There are a number of topics that comprise "Digital Citizenship" and hopefully some of them, at least, are going to be addressed in K-12 educational environments going forward. But are we sure we're graduating students who are at least aware these topics exist? And if we're not, how can we possibly integrate these issues into a curriculum that's already overloaded in our limited time with our students?

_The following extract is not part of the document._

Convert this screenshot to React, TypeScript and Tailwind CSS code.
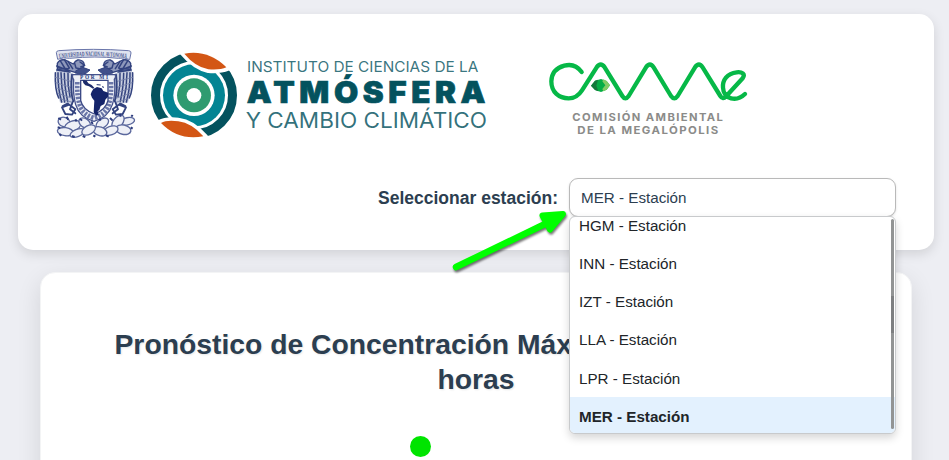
const stations = ["HGM", "INN", "IZT", "LLA", "LPR", "MER"];

function Eagle() {
  return (
    <g fill="none" stroke="#33437f" strokeLinecap="round" strokeLinejoin="round">
      <path d="M48 92q-2 50 12 96l38 4 2-90-24-16z" fill="#c9cfe0" stroke="none" />
      <path d="M52 70q8-14 24-10l24 12q12-20 28-8 10 10-2 22l-18 12-20-6-36-4z" strokeWidth="4" fill="#8e98bb" />
      <path d="M62 64l12 20M74 60l14 24M84 64l14 22M50 78l36 14M50 90l40 6M120 66l14 10-12 5M104 70l4 14 12 2M56 84l30 2" strokeWidth="4.5" />
      <path d="M46 98q-2 50 10 76M54 98q-1 46 11 88M63 98q0 44 11 88M73 100q0 38 10 84M84 100q-2 34 6 70" strokeWidth="4.5" />
      <path d="M46 112l46 12M48 128l44 14M50 144l44 14M54 160l40 14M60 176l34 10" strokeWidth="2.500" stroke="#7782aa" />
      <path d="M96 104q-6 50 4 80M84 190l-16 8M98 186l-8 22 16 12M66 202l22-8 18 14-10 16-20-2z" strokeWidth="5.500" />
      <path d="M108 92l20-10 22 8-12 10-28 4z" fill="#41508a" strokeWidth="3" />
    </g>
  );
}

function UniversityCrest() {
  return (
    <svg className="h-[110px] w-[110px] shrink-0" viewBox="0 0 330 330">
      <path d="M53 58l-4-20q0-5 7-6 52-4 104-4t106 4q8 1 7 7l-4 20q-14-8-34-4-68-8-146 0-20-4-36 3z" fill="#dfe3ef" stroke="#6a76aa" strokeWidth="3" />
      <defs>
        <path id="motto" d="M58 55q102-14 206 0" />
      </defs>
      <text fill="#44528c" fontFamily="Liberation Serif, serif" fontSize="20" fontWeight="700">
        <textPath href="#motto" textLength="202" lengthAdjust="spacingAndGlyphs">UNIVERSIDAD NACIONAL AVTONOMA</textPath>
      </text>
      <Eagle />
      <g transform="translate(324 0) scale(-1 1)">
        <Eagle />
      </g>
      <path d="M98 104h128q3 9-3 14 5 44-6 76-12 38-55 50-44-12-55-50-9-30-6-75-6-6-3-15z" fill="#eef0f7" stroke="#46538d" strokeWidth="4" />
      <path d="M112 126q-2 42 8 72 10 26 42 36M213 126q2 42-8 72-10 26-43 36" fill="none" stroke="#6a76a8" strokeWidth="14" strokeDasharray="7 4" />
      <path d="M122 121h82v60q-6 28-41 41-35-13-41-41z" fill="#fff" stroke="#3c4a86" strokeWidth="4" />
      <text x="120" y="117" fill="#2c3b7d" fontFamily="Liberation Serif, serif" fontSize="16" fontWeight="700" textLength="84">POR MI</text>
      <path d="M128 120l12 2 5 8 10 5 8 8-4 3-12-7-11-3-6-7z" fill="#1d2c6c" />
      <path d="M170 134l12 1M186 140l6 2" stroke="#1d2c6c" strokeWidth="3" />
      <path d="M160 147l11-6 14 4 5 8 15 5-1 12-8 9-3 13-11 6-4 12-5 4 3 11-8 2-7-10 1-18 1-17-7-9-4-10 3-8z" fill="#15246a" />
      <g fill="#eef0f7" stroke="#5a679c" strokeWidth="4">
        <ellipse cx="72" cy="246" rx="18" ry="14" transform="rotate(18 72 246)" />
        <ellipse cx="98" cy="258" rx="25" ry="15" transform="rotate(-20 98 258)" />
        <ellipse cx="76" cy="275" rx="24" ry="12" transform="rotate(8 76 275)" />
        <ellipse cx="112" cy="279" rx="23" ry="11" transform="rotate(-22 112 279)" />
        <ellipse cx="134" cy="249" rx="19" ry="13" transform="rotate(34 134 249)" />
        <ellipse cx="187" cy="250" rx="21" ry="13" transform="rotate(-35 187 250)" />
        <ellipse cx="262" cy="244" rx="22" ry="11" transform="rotate(-12 262 244)" />
        <ellipse cx="234" cy="246" rx="24" ry="14" transform="rotate(-52 234 246)" />
        <ellipse cx="250" cy="269" rx="23" ry="14" transform="rotate(12 250 269)" />
        <ellipse cx="212" cy="272" rx="23" ry="13" transform="rotate(-20 212 272)" />
        <ellipse cx="180" cy="274" rx="21" ry="13" transform="rotate(18 180 274)" />
        <ellipse cx="146" cy="270" rx="22" ry="13" transform="rotate(-28 146 270)" />
      </g>
      <path d="M55 234l8 5M80 230l5 9M53 262l8 2M106 238l4 6M120 236l6 6M154 244l4 8M178 236l4 6M210 234l8 8M240 222l2 8M274 230l4-5M160 286l6 4M128 288l8 3M198 286l8 4M272 262l6 4M96 288l8 3M58 282l6 5" stroke="#2d3c7e" strokeWidth="6" />
    </svg>
  );
}

function AtmosphereLogo() {
  return (
    <svg className="-ml-[5px] h-[110px] w-[355px] shrink-0" viewBox="0 0 1065 330">
      <circle cx="147" cy="166" r="115.5" fill="none" stroke="#04525e" strokeWidth="27" />
      <circle cx="147" cy="166" r="93" fill="#038493" />
      <circle cx="147" cy="166" r="62" fill="#fff" />
      <circle cx="147" cy="166" r="51" fill="#2f9b70" />
      <circle cx="147" cy="166" r="22" fill="#fff" />
      <path d="M113 38Q190 26 249 83Q225 93 190 90Q150 82 113 38z" fill="#d35615" stroke="#fff" strokeWidth="18" strokeLinejoin="round" />
      <path d="M118 41Q190 28 244 82Q225 91 190 88Q150 80 118 41z" fill="#d35615" />
      <path d="M43 249Q65 237 100 242Q142 247 180 291Q100 307 43 249z" fill="#d35615" stroke="#fff" strokeWidth="18" strokeLinejoin="round" />
      <path d="M48 249Q65 239 100 244Q140 249 175 289Q100 303 48 249z" fill="#d35615" />
      <g fontFamily="Inter, Lato, sans-serif" fill="#04525e">
        <text x="306" y="95" fontSize="45" fontWeight="400" textLength="694" lengthAdjust="spacingAndGlyphs" fillOpacity=".8">INSTITUTO DE CIENCIAS DE LA</text>
        <text x="305" y="189" fontSize="89" fontWeight="900" letterSpacing="13" stroke="#04525e" strokeWidth="2" textLength="730" lengthAdjust="spacingAndGlyphs">ATMÓSFERA</text>
        <text x="302" y="265" fontSize="63" fontWeight="400" textLength="724" lengthAdjust="spacingAndGlyphs" fillOpacity=".82">Y CAMBIO CLIMÁTICO</text>
      </g>
    </svg>
  );
}

function CameLogo() {
  return (
    <svg className="ml-10 mt-[10px] h-[100px] w-[220px] shrink-0" viewBox="0 0 660 300">
      <path
        d="M125 66C111 47 91 42 73 47C46 54 35 72 34 94C34 127 57 145 86 145C105 145 117 135 126 121L170 52Q182 35 194 52L247 138Q256 152 266 138L318 52Q330 35 341 52L393 138Q403 152 413 138L465 52Q477 35 488 52L541 138Q549 150 557 140L608 85C617 72 606 65 590 67C561 70 547 91 549 113C551 149 590 156 615 132"
        fill="none" stroke="#06b847" strokeWidth="13" strokeLinecap="round" strokeLinejoin="round"
      />
      <path d="M153 107l12-15 18-5 17 6 10 13-10 13-17 7-18-6z" fill="#05ad45" />
      <path d="M153 107l12-15 9-3-5 18 6 17-10-4z" fill="#14783b" />
      <path d="M190 88l10 5 10 13-10 13-10 5-3-7 9-11-9-12z" fill="#83cb65" />
      <g fill="#8b8b89" fontFamily="Inter, sans-serif" fontWeight="700" fontSize="32" letterSpacing="4">
        <text x="97" y="214" textLength="456" lengthAdjust="spacingAndGlyphs">COMISIÓN AMBIENTAL</text>
        <text x="112" y="252" textLength="427" lengthAdjust="spacingAndGlyphs">DE LA MEGALÓPOLIS</text>
      </g>
    </svg>
  );
}

function StationPicker() {
  return (
    <div className="flex items-center justify-end gap-[11px] pr-[38px]">
      <label className="pt-[2px] text-[17.5px] font-bold text-[#2c3e50]">Seleccionar estación:</label>
      <div className="relative h-[39px] w-[327px]">
        <div className="flex h-full items-center rounded-[9px] border border-[#b9b9b9] bg-white px-[11px] pt-[2px] text-[15.2px] text-[#2c3e50] shadow-sm">
          MER - Estación
        </div>
        <div className="absolute left-0 top-[38px] z-10 flex h-[218px] w-full flex-col justify-end overflow-hidden rounded-[6px] border border-[#c8cacc] bg-white text-[15.2px] text-[#212529] shadow-[0_4px_8px_rgba(0,0,0,0.16)]">
          {stations.map((code) => (
            <div
              key={code}
              className={
                code === "MER"
                  ? "flex h-[36px] shrink-0 items-center bg-[#e3f1fe] px-[9px] pt-[5px] font-bold"
                  : "flex h-[38.2px] shrink-0 items-center px-[9px] pt-[2px]"
              }
            >
              {code} - Estación
            </div>
          ))}
          <div className="absolute right-[1px] top-[2px] flex h-[210px] w-[3px] flex-col rounded-full bg-[#929494] pt-[77px]">
            <div className="h-[37px] w-full bg-[#7d7f80]" />
          </div>
        </div>
      </div>
    </div>
  );
}

function PointerArrow() {
  return (
    <svg className="pointer-events-none absolute left-[445px] top-[202px] z-20 h-[76px] w-[128px]" viewBox="445 202 128 76">
      <g className="drop-shadow-[1px_2px_1px_rgba(0,0,0,0.55)]" fill="#00ff00" stroke="#00ff00" strokeLinecap="round" strokeLinejoin="round">
        <path d="M456 267L547 223" strokeWidth="6.500" />
        <path d="M542.5 215.500L563 214L550 229.500z" strokeWidth="6" />
      </g>
    </svg>
  );
}

export default function App() {
  return (
    <main className="relative h-[460px] w-full overflow-hidden bg-[#edeef3] px-[18px] pt-[14px] font-['Liberation_Sans',Arial,sans-serif]">
      <header className="relative z-10 h-[236px] w-[916px] rounded-[15px] bg-white shadow-[0_4px_12px_rgba(0,0,0,0.12)]">
        <div className="flex h-[164px] items-start pl-[22px] pt-[26px]">
          <UniversityCrest />
          <AtmosphereLogo />
          <CameLogo />
        </div>
        <StationPicker />
      </header>
      <section className="ml-[22px] mt-[22px] flex h-[300px] w-[872px] flex-col rounded-[15px] border border-[#f3f4f5] bg-white pt-[54px] shadow-[0_8px_24px_rgba(0,0,0,0.11)]">
        <h1 className="text-[28.3px] font-bold leading-[34.5px] text-[#2c3e50] [text-shadow:1px_1px_2px_rgba(0,0,0,0.1)]">
          <span className="block pl-[73.500px]">Pronóstico de Concentración Máx</span>
          <span className="block text-center">horas</span>
        </h1>
        <div className="ml-[369px] mt-[40px] h-[21px] w-[21px] rounded-full bg-[#00e400]" />
      </section>
      <PointerArrow />
    </main>
  );
}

Some of you know what I'm going to say: we are going to have to give up something to get something else. It may very well be that we need to cut one lesson or unit from our syllabus to tackle digital citizenship questions somewhere in that same syllabus. But I suspect that we're already teaching a lot of topics that touch on these issues. It's not hard (using this particular topic list) to imagine the writing class that at least mentions digital literacy, the political science class that touches on digital rights and responsibilities or digital access (Arab Spring, anyone?), the legal studies class that addresses digital etiquette, or the economics or business class that includes digital communication as well as digital commerce. It may also be that we just need to consciously highlight those places in our curriculum where we're discussing what are for our faculty often very new topics, and make it clear that there are many open questions to be addressed.

And while I never advocate doing an exercise using electronic tools only once, it may be that doing one exercise in the course of the class on a digital citizenship topic is enough. Somewhere in our various curricula we do need to at least address these various topics.